In 2022, U.S. border patrol reported over 2 million encounters at the southern border- around 1 million more encounters than reported in fiscal year 2021. Specifically, migration from Cuba, Venezuela, and Nicaragua accounts for such a sharp increase in border encounters due to food and medicine shortages, oppressive governments, and violence. While this sign serves as a beacon of hope for escape from such oppression, it also presents a new type of difficulty for weary travelers.

Though the Refugee Act of 1980 promised to protect an individual’s right to seek asylum in the United States, the past decade presented policies inhibiting this right and sending individuals directly back into violence and persecution. Migrant Protection Protocols, implemented by the Trump administration, sent 70,000 asylum seekers to Mexico to wait while their cases were adjudicated in U.S. immigration courts. In an effort to crack down on the high number of individuals arriving at the southern border, President Biden proposed a rule further inhibiting one’s right to seek asylum if they entered between ports of entry without first applying for protections in another country. Not only does the rule separate families, but sends asylum seekers directly back into danger.

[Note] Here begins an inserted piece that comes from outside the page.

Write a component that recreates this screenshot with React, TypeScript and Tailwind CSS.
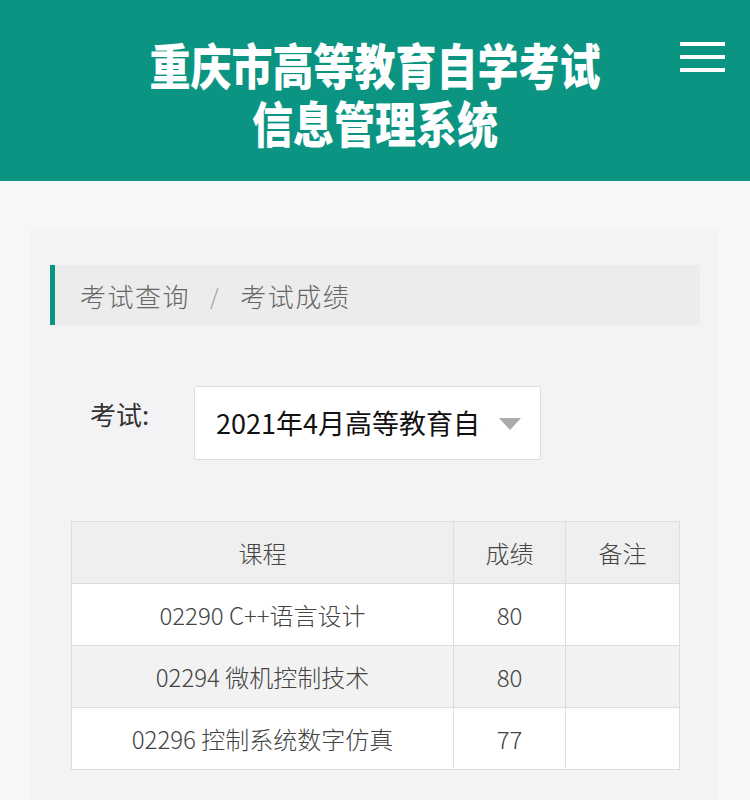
import React from "react";

const rows = [
  { course: "02290 C++语言设计", score: "80", stripe: false },
  { course: "02294 微机控制技术", score: "80", stripe: true },
  { course: "02296 控制系统数字仿真", score: "77", stripe: false },
];

const font = { fontFamily: '"Noto Sans CJK SC", "Liberation Sans", sans-serif' };

export default function App() {
  return (
    <div className="w-[750px] min-h-[800px] bg-[#f7f7f9]" style={font}>
      <header className="relative h-[181px] bg-[#0b9482] flex flex-col items-center justify-center">
        <div className="flex flex-col items-center text-white font-black text-[41px] leading-[48px] scale-y-[1.2] pt-[2px]">
          <span>重庆市高等教育自学考试</span>
          <span>信息管理系统</span>
        </div>
        <button className="absolute right-[25px] top-[42px] flex flex-col gap-[9px]">
          <span className="block w-[45px] h-[4px] bg-white" />
          <span className="block w-[45px] h-[4px] bg-white" />
          <span className="block w-[45px] h-[4px] bg-white" />
        </button>
      </header>

      <main className="pt-[47px] pl-[30px] pr-[32px]">
        <section className="bg-[#f3f3f5] pt-[37px] pl-[20px] pr-[18px] pb-[30px]">
          <div className="flex items-center h-[60px] bg-[#ececec] border-l-[5px] border-[#0b9482] pl-[25px] text-[26px] tracking-[1.5px] font-light text-[#666]">
            <span>考试查询</span>
            <span className="mx-[20px] text-[#999] text-[22px]">/</span>
            <span>考试成绩</span>
          </div>

          <div className="flex items-center mt-[61px] pl-[40px]">
            <span className="text-[26px] text-[#333] w-[104px] -mt-[20px]">考试:</span>
            <div className="relative w-[347px] h-[74px] bg-white border border-[#dcdcdc] rounded-[3px] flex items-center pl-[21px]">
              <span className="block w-[265px] overflow-hidden whitespace-nowrap text-[27px] text-[#111]">
                2021年4月高等教育自学考试
              </span>
              <svg className="absolute right-[19px] top-[31px]" width="22" height="12" viewBox="0 0 22 12">
                <path d="M0 0 L22 0 L11 12 Z" fill="#aaa" />
              </svg>
            </div>
          </div>

          <table className="mt-[61px] ml-[21px] w-[609px] border-collapse text-[24px] font-light text-[#444] bg-white">
            <thead>
              <tr className="h-[62px] bg-[#efefef]">
                <th className="font-light border border-[#dddddd] w-[382px]">课程</th>
                <th className="font-light border border-[#dddddd] w-[112px]">成绩</th>
                <th className="font-light border border-[#dddddd]">备注</th>
              </tr>
            </thead>
            <tbody>
              {rows.map((r) => (
                <tr key={r.course} className={r.stripe ? "h-[62px] bg-[#f2f2f2]" : "h-[62px] bg-white"}>
                  <td className="border border-[#dddddd] text-center">{r.course}</td>
                  <td className="border border-[#dddddd] text-center">{r.score}</td>
                  <td className="border border-[#dddddd]" />
                </tr>
              ))}
            </tbody>
          </table>
        </section>
      </main>
    </div>
  );
}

Though this sign may have provided hope for asylum seekers at the southern border, it now produces confusion for weary travelers. What happened to the nation that rallied around the Refugee Act of 1980? May we pray for those who have encountered exploitation at the southern border. May we pray for healing in their homelands and to the American immigration system. May we remember our God calls us to love and not oppress our immigrant neighbors (Leviticus 19:33- 34).